Electronic Structure and Optical Property of 2D MgPX3 (X = S and Se) Monolayer by Density Functional Theory

2D metal phosphorus trichalcogenides (MgPX3 ) have attracted tremendous research interests in spintronic, electrocatalytic, and photoelectronic applications due to their unique magnetic and optical properties. Herein, a systematical investigation on the electronic structures and optical properties of 2D MgPX3 (X = S and Se) monolayers is performed by density functional theory.

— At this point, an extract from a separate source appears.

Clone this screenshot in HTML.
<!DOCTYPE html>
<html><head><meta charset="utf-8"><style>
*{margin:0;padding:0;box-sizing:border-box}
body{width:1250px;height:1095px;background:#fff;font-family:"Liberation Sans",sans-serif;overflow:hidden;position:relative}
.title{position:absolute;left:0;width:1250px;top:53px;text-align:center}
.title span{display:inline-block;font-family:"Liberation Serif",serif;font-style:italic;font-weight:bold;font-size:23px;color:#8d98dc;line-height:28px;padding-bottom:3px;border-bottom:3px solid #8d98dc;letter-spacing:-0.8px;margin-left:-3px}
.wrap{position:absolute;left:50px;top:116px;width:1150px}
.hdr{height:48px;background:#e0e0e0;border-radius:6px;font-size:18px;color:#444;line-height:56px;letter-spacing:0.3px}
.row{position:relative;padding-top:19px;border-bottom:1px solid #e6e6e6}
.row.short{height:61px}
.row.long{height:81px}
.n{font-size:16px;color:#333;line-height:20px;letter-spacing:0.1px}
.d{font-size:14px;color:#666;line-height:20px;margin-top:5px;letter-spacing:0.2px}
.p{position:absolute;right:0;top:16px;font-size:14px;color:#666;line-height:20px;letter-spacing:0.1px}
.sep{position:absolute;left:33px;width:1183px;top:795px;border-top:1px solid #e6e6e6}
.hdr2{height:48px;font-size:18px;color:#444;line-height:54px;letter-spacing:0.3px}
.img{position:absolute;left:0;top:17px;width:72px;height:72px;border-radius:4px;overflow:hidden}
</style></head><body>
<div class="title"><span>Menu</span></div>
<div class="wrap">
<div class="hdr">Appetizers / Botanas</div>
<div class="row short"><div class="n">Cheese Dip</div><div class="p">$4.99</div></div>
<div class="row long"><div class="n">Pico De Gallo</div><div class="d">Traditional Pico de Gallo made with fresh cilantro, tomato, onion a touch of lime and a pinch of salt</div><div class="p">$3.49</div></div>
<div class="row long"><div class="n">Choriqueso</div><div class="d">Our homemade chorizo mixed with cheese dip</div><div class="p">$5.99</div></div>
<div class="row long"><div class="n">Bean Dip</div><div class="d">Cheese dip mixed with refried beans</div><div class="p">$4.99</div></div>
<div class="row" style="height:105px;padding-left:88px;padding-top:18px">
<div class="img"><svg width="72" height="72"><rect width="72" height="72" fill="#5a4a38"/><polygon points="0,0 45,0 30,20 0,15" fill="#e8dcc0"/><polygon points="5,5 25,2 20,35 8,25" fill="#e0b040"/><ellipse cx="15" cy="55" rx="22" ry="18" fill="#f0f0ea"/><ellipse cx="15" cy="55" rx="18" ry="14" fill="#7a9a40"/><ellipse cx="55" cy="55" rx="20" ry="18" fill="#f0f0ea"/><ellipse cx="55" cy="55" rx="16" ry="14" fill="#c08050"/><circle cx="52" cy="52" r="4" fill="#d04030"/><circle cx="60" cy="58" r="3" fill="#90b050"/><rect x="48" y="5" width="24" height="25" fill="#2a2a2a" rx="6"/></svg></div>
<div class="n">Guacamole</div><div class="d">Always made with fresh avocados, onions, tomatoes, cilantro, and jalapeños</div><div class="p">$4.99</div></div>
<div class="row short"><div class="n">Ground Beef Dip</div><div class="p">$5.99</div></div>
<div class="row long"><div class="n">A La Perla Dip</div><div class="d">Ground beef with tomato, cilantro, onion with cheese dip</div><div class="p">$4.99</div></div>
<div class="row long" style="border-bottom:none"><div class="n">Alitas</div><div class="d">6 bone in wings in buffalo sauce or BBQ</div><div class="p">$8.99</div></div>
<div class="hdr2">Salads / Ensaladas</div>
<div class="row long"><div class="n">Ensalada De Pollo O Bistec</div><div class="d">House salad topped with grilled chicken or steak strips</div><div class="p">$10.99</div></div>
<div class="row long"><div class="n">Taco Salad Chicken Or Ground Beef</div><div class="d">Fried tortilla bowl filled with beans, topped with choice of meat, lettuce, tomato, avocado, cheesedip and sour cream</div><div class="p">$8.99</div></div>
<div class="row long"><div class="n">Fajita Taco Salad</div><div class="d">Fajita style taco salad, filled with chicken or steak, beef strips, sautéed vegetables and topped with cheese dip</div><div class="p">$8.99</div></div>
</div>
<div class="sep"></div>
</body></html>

Owing to small cleavage energy, 2D MgPX3 monolayers can be obtained by mechanical exfoliation with an excellent structure stability of 2D MgPX3 monolayers demonstrated by elastic tensor, phonon dispersion, and molecular dynamics, respectively. 2D MgPX3 behaves as a direct bandgap semiconductor with a strong optical absorption in UV range whereas a weak adsorption near the band edge, demonstrated by both single- and quasiparticle approximations. Upon analyses on transition dipole moment along with the wave function symmetry, the weak optical absorption is attributed to the parity-forbidden effect where the wave functions almost show the same parity between top valence band and bottom conduction band. The findings indicate that 2D MgPX3 monolayers hold promise as candidate materials for flexible UV photoelectronics devices and provide a theoretical insight into the optical properties of 2D semiconductors.